Original airdate: April 28, 2019
The premise: After accidentally plunging down Niagara Falls, Lisa is granted sanction into Canada, and finds herself not wanting to leave such a seemingly perfect country.
The reaction: The Simpsons take on Canada! Again! Moments after Lisa washes up on Canadian soil, she’s greeted by a modest mountie who says “eh” a lot, and is later given an IV drip of maple syrup. It’s like ticking the over-exhausted Canadian trope boxes. When Lisa goes on an angry diatribe over all the current American affairs that plague her eight-year-old mind, the mountie deems that since she feels unsafe in her own country, she’s now a Canadian refugee, and then “deports” her parents after protesting. It all feels very dumb, but it doesn’t matter. Lisa is enthralled living in a nation that prioritizes the environment, education, and actually cares for its citizens (“I’ve never been happier!” she explains to the audience, helpfully.) Eventually, Marge eventually sneaks her way across the border to get her daughter back. Of course, there’s no real emotional element to this at all. Lisa seems to not care at all about being away from her family, as she adamantly demands to stay in Canada when Marge shows up. She lives with foster parents who I guess were assigned to her, but of course we don’t know anything else beyond that. Meanwhile, Marge is pissed when she comes to get Lisa (“Listen you little traitor, I’m your mother, and you live where I live! You’re coming home with me!”) Remember when Marge used to be nice to her children? Anyway, it turns out the two of them are stuck there since America is very anti-immigrant at the moment, but Lisa has a last minute change of heart about the good ol’ US of A because the episode is almost over.
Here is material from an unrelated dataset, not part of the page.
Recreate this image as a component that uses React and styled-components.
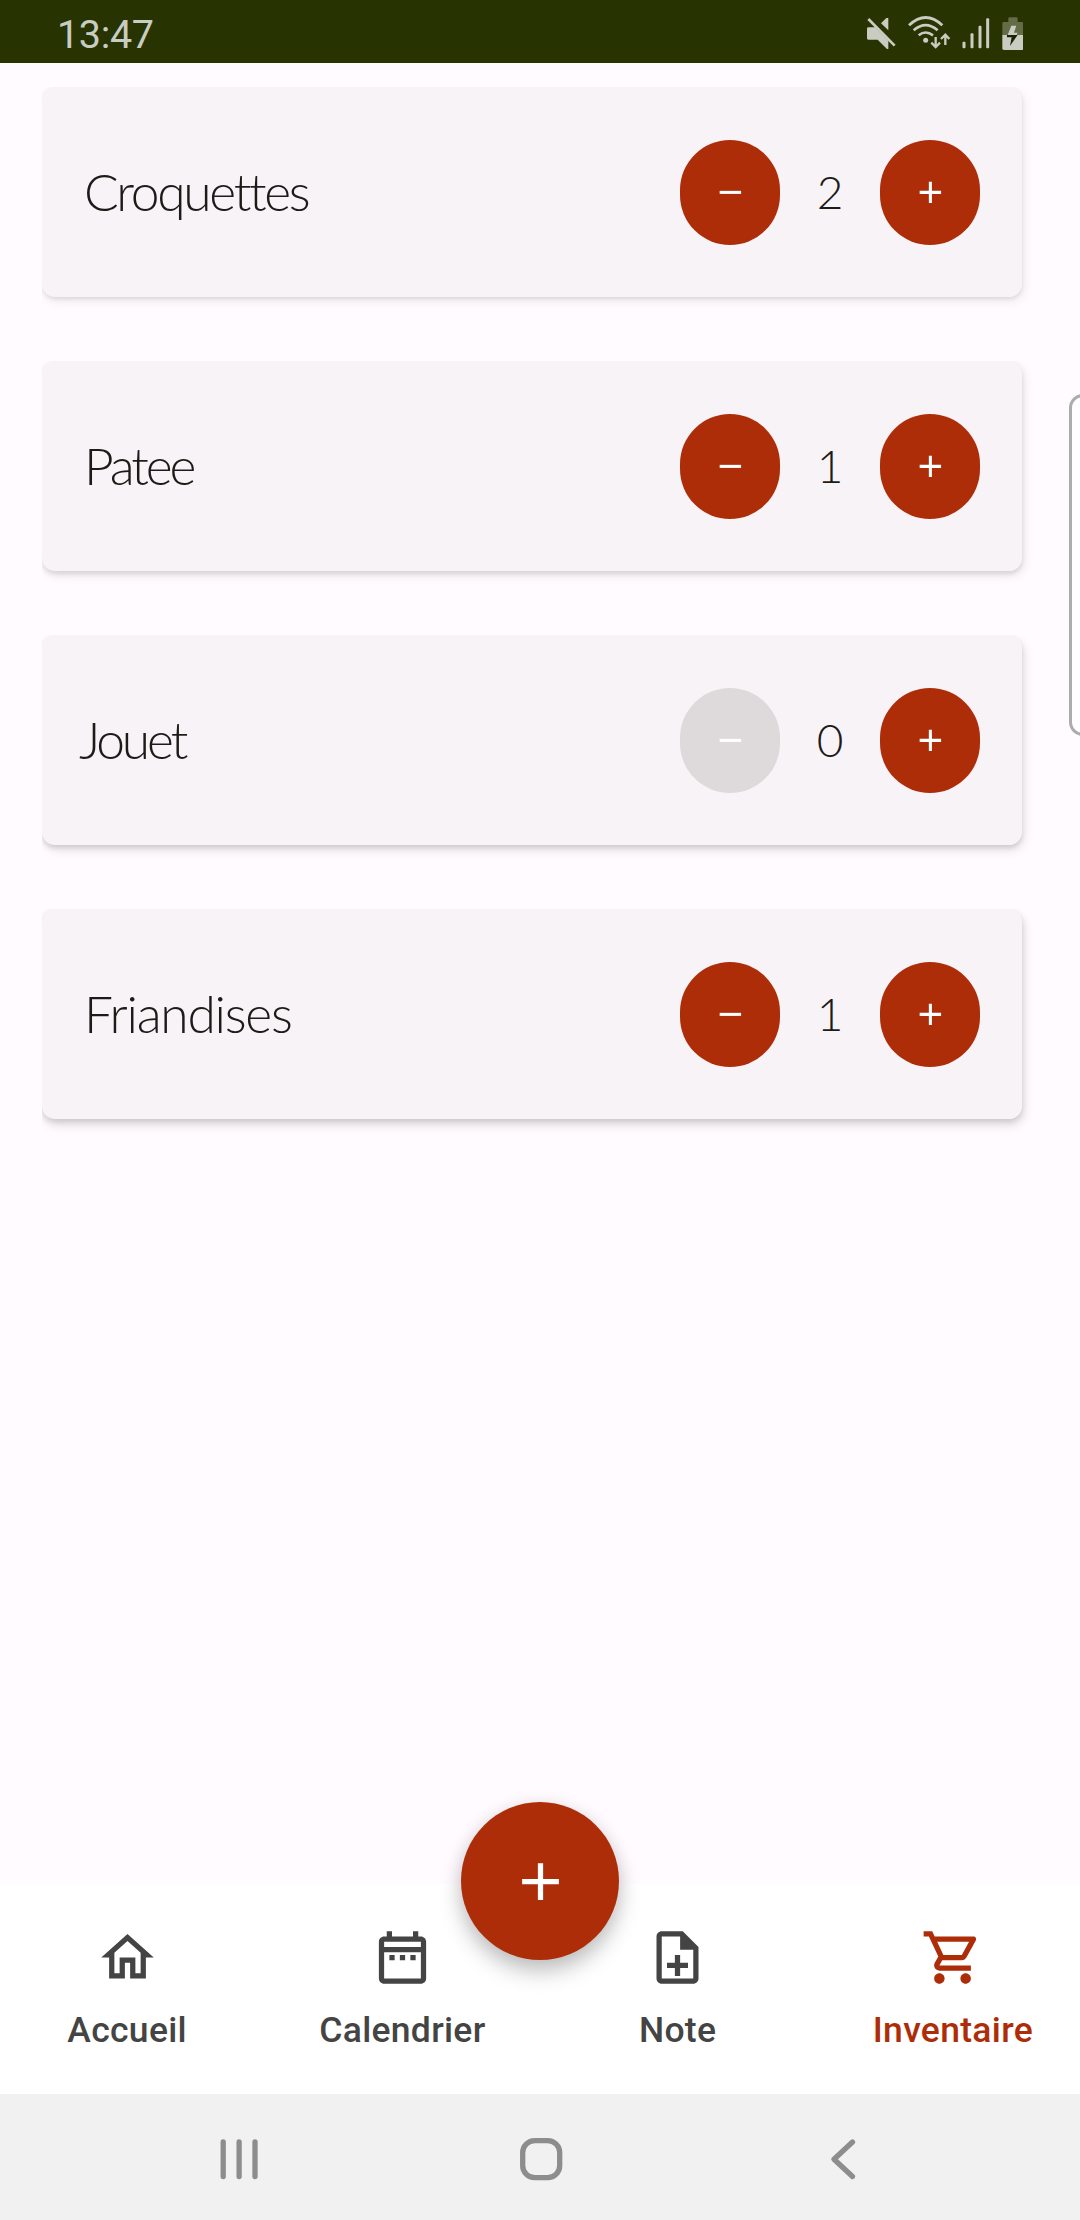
import React from 'react';
import styled, { createGlobalStyle, css } from 'styled-components';

const GlobalStyle = createGlobalStyle`
  * { box-sizing: border-box; }
  body { margin: 0; background: #fffbff; }
`;

const Screen = styled.div`
  width: 1080px;
  height: 2220px;
  display: flex;
  flex-direction: column;
  position: relative;
  overflow: hidden;
  background: #fffbff;
  font-family: Roboto, sans-serif;
`;

const StatusBar = styled.header`
  flex: 0 0 63px;
  display: flex;
  align-items: center;
  justify-content: space-between;
  padding: 4px 57px 0 57px;
  background: #283302;
  color: #c9ccc0;
`;

const Clock = styled.span`
  padding-top: 2px;
  font-size: 39.5px;
  line-height: 46px;
  letter-spacing: -0.35px;
`;

const StatusIcons = styled.div`
  display: flex;
  gap: 12px;
`;

const StatusGlyph = styled.svg`
  display: block;
  height: 35px;
  width: ${(p) => p.$width}px;
  fill: #c9ccc0;
`;

const List = styled.main`
  flex: 1;
  display: flex;
  flex-direction: column;
  gap: 64px;
  padding: 24px 58px 0 42px;
`;

const CardClip = styled.div`
  clip-path: inset(0 -30px -30px 0);
`;

const shadows = [
  '0 2px 4px rgba(0,0,0,.09), 2px 4px 12px rgba(0,0,0,.08)',
  '0 3px 5px rgba(0,0,0,.10), 2px 4px 12px rgba(0,0,0,.09)',
  '0 3px 5px rgba(0,0,0,.12), 2px 5px 12px rgba(0,0,0,.10)',
  '0 3px 6px rgba(0,0,0,.13), 2px 6px 12px rgba(0,0,0,.11)',
];

const Card = styled.article`
  height: 210px;
  display: flex;
  align-items: center;
  justify-content: space-between;
  padding: 0 42px;
  border-radius: 13px;
  background: #f7f3f7;
  box-shadow: ${(p) => shadows[p.$depth]};
`;

const ItemName = styled.h2`
  margin: 0 0 2px ${(p) => p.$indent || 0}px;
  font: 300 51.5px/64px Lato, sans-serif;
  letter-spacing: ${(p) => p.$tracking}px;
  color: #1d1a18;
`;

const Stepper = styled.div`
  display: flex;
  align-items: center;
`;

const RoundButton = styled.button`
  width: 100px;
  height: 105px;
  padding: 0;
  border: 0;
  border-radius: 50px;
  display: flex;
  align-items: center;
  justify-content: center;
  color: #fff;
  background: #ae2d09;
  ${(p) =>
    p.disabled &&
    css`
      background: #ded9da;
    `}
`;

const Count = styled.span`
  width: 100px;
  text-align: center;
  font: 300 46px/56px Lato, sans-serif;
  color: #1d1a18;
`;

const MaterialSvg = styled.svg`
  display: block;
  width: ${(p) => p.$size}px;
  height: ${(p) => p.$size}px;
  fill: currentColor;
`;

const TabBar = styled.nav`
  flex: 0 0 210px;
  position: relative;
  display: grid;
  grid-template-columns: repeat(4, 1fr);
  column-gap: 21px;
  background: #fff;
`;

const Tab = styled.a`
  display: flex;
  flex-direction: column;
  align-items: center;
  padding-top: 42px;
  gap: 20px;
  color: ${(p) => (p.$active ? '#ae2d09' : '#444')};
`;

const TabLabel = styled.span`
  font-size: 35.5px;
  line-height: 42px;
  font-weight: 500;
  letter-spacing: 0.3px;
  white-space: nowrap;
`;

const Fab = styled.button`
  position: absolute;
  left: 461px;
  top: -82px;
  width: 158px;
  height: 158px;
  padding: 0 0 0 1px;
  border: 0;
  border-radius: 50%;
  display: flex;
  align-items: center;
  justify-content: center;
  color: #fff;
  background: #ae2d09;
  box-shadow: 0 12px 22px rgba(0, 0, 0, 0.22), 0 2px 18px rgba(0, 0, 0, 0.08);
`;

const SystemBar = styled.footer`
  flex: 0 0 126px;
  display: flex;
  align-items: center;
  justify-content: space-between;
  padding: 4px 210px 0 212px;
  background: #f1f1f1;
`;

const SystemGlyph = styled.svg`
  display: block;
  width: 54px;
  height: 54px;
  fill: none;
  stroke: #8d8d8d;
  stroke-width: 5.3;
  stroke-linecap: round;
  stroke-linejoin: round;
`;

const EdgeHandle = styled.div`
  position: absolute;
  left: 1069px;
  top: 394px;
  width: 30px;
  height: 342px;
  border: 3px solid #acacac;
  border-radius: 14px;
  background: #fffdff;
`;

const paths = {
  minus: 'M19 13H5v-2h14v2z',
  plus: 'M19 13h-6v6h-2v-6H5v-2h6V5h2v6h6v2z',
  home: 'M12 5.69l5 4.5V18h-2v-6H9v6H7v-7.81l5-4.5M12 3L2 12h3v8h6v-6h2v6h6v-8h3L12 3z',
  calendar:
    'M19 4h-1V2h-2v2H8V2H6v2H5c-1.1 0-2 .9-2 2v14c0 1.1.9 2 2 2h14c1.1 0 2-.9 2-2V6c0-1.1-.9-2-2-2zm0 16H5V10h14v10zm0-12H5V6h14v2zM9 13H7v-2h2v2zm4 0h-2v-2h2v2zm4 0h-2v-2h2v2z',
  note: 'M14 2H6c-1.1 0-2 .9-2 2v16c0 1.1.9 2 2 2h12c1.1 0 2-.9 2-2V8l-6-6zm4 18H6V4h7v5h5v11zm-7-1h2v-3h3v-2h-3v-3h-2v3H8v2h3v3z',
  cart: 'M15.55 13c.75 0 1.41-.41 1.75-1.03l3.58-6.49c.37-.66-.11-1.48-.87-1.48H5.21l-.94-2H1v2h2l3.6 7.59-1.35 2.44C4.52 15.37 5.48 17 7 17h12v-2H7l1.1-2h7.45zM6.16 6h12.15l-2.76 5H8.53L6.16 6zM7 18c-1.1 0-1.99.9-1.99 2S5.9 22 7 22s2-.9 2-2-.9-2-2-2zm10 0c-1.1 0-1.99.9-1.99 2s.89 2 1.99 2 2-.9 2-2-.9-2-2-2z',
};

const Icon = ({ name, size }) => (
  <MaterialSvg viewBox="0 0 24 24" $size={size} aria-hidden="true">
    <path d={paths[name]} />
  </MaterialSvg>
);

const items = [
  { name: 'Croquettes', count: 2, tracking: -2.3 },
  { name: 'Patee', count: 1, tracking: -3.1 },
  { name: 'Jouet', count: 0, tracking: -3.1, indent: -5 },
  { name: 'Friandises', count: 1, tracking: -1.25 },
];

const tabs = [
  { label: 'Accueil', icon: 'home' },
  { label: 'Calendrier', icon: 'calendar' },
  { label: 'Note', icon: 'note' },
  { label: 'Inventaire', icon: 'cart', active: true },
];

const MuteIcon = () => (
  <StatusGlyph viewBox="80 45 87 105" $width={29}>
    <path d="M122 67L138 51h6v37z" />
    <path d="M84 79h20l40 40v25h-4l-28-28H84q-4 0-4-4V83q0-4 4-4z" />
    <path d="M90 49L168 127" stroke="#283302" strokeWidth="6" fill="none" />
    <path d="M84 54L163 134" stroke="#c9ccc0" strokeWidth="8" fill="none" />
  </StatusGlyph>
);

const WifiIcon = () => (
  <StatusGlyph viewBox="203 45 126 105" $width={42}>
    <g fill="none" stroke="#c9ccc0" strokeWidth="8">
      <path d="M206 73Q256 26 306 73" />
      <path d="M220 88Q256 57 292 88" />
      <path d="M235 103Q256 86 278 103" />
      <path d="M286 108v29M273 125l13 13 13-13" strokeWidth="7" />
      <path d="M315 132v-30M302 114l13-13 12 13" strokeWidth="7" />
    </g>
    <circle cx="256" cy="118" r="7.5" />
  </StatusGlyph>
);

const SignalIcon = () => (
  <StatusGlyph viewBox="362 45 83 105" $width={28}>
    <rect x="363" y="122" width="9" height="20" rx="3" />
    <rect x="387" y="97" width="9" height="45" rx="3" />
    <rect x="411" y="74" width="9" height="68" rx="3" />
    <rect x="434" y="52" width="9" height="90" rx="3" />
  </StatusGlyph>
);

const BatteryIcon = () => (
  <StatusGlyph viewBox="485 45 64 105" $width={21.3}>
    <path d="M486 102V67q0-4 4-4h14V53q0-4 4-4h20q4 0 4 4v10h13q4 0 4 4v35z" fill="#636b47" />
    <path d="M486 102h63v40q0 5-5 5h-53q-5 0-5-5z" />
    <path d="M513 74h15l-7 21h11l-3 7h-27z" />
    <path d="M500 102h32l-23 33 5-26h-14z" fill="#1d2206" />
  </StatusGlyph>
);

export default function App() {
  return (
    <Screen>
      <GlobalStyle />
      <StatusBar>
        <Clock>13:47</Clock>
        <StatusIcons>
          <MuteIcon />
          <WifiIcon />
          <SignalIcon />
          <BatteryIcon />
        </StatusIcons>
      </StatusBar>

      <List>
        {items.map((item, i) => (
          <CardClip key={item.name}>
            <Card $depth={i}>
              <ItemName $tracking={item.tracking} $indent={item.indent}>
                {item.name}
              </ItemName>
              <Stepper>
                <RoundButton disabled={item.count === 0}>
                  <Icon name="minus" size={36.75} />
                </RoundButton>
                <Count>{item.count}</Count>
                <RoundButton>
                  <Icon name="plus" size={36.75} />
                </RoundButton>
              </Stepper>
            </Card>
          </CardClip>
        ))}
      </List>

      <TabBar>
        {tabs.map((tab) => (
          <Tab key={tab.label} $active={tab.active}>
            <Icon name={tab.icon} size={63} />
            <TabLabel>{tab.label}</TabLabel>
          </Tab>
        ))}
        <Fab>
          <Icon name="plus" size={63} />
        </Fab>
      </TabBar>

      <SystemBar>
        <SystemGlyph viewBox="0 0 54 54">
          <path d="M11.2 10v34.5M27.1 10v34.5M43 10v34.5" />
        </SystemGlyph>
        <SystemGlyph viewBox="0 0 54 54">
          <rect x="8.7" y="8.7" width="37" height="37" rx="12" />
        </SystemGlyph>
        <SystemGlyph viewBox="0 0 54 54">
          <path d="M36.5 10L18 27.2 36.5 44.5" />
        </SystemGlyph>
      </SystemBar>
      <EdgeHandle />
    </Screen>
  );
}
When she’s originally about to leave Canada, her new teacher helpfully walks by to let her know that there’s a lot of shitty things about Canada too. It’s a fairly pedestrian theme the show could have utilized, how the grass always seems greener across the border or whatever, but of course they doesn’t even bother. The episode ends with the Simpsons running across a frozen river that’s cracking apart, but that doesn’t really matter as Homer’s able to cram in a joke about the Detroit Lions, and they get back into America and that’s it. Boy oh boy did I not miss this show.
Three items of note:
– On their trip up north, the Simpsons take a little trip through Upstate New York, where Homer sings a ballad to the wretched wasteland with revised lyrics to “New York, New York.” It’s basically a minute and a half long piece of filler in an episode that already felt super short (there’s an extended reused couch gag from years ago, and another thirty-second song later by Canadian Ralph.) It’s full of references to Oriskany, Mohawk Valley Community College and the old Kodak factory, which I guess people will understand and think is funny? I don’t get it, are a bunch of writers from upstate New York and were just laughing their tits off writing this? It’s just more of acknowledging reference humor than actual jokes. If the Simpsons drove through Central Jersey and sang a song about all the different landmarks and tropes of the area, I’d be perplexed more than anything, even though I would get the references. And beyond that, of course, the song is completely meaningless. “Capital City” meant something. “New Orleans” from “Oh, Streetcar!” meant something. This song means nothing, except to get mentioned in a couple of local New York papers. Any press is good press, I guess.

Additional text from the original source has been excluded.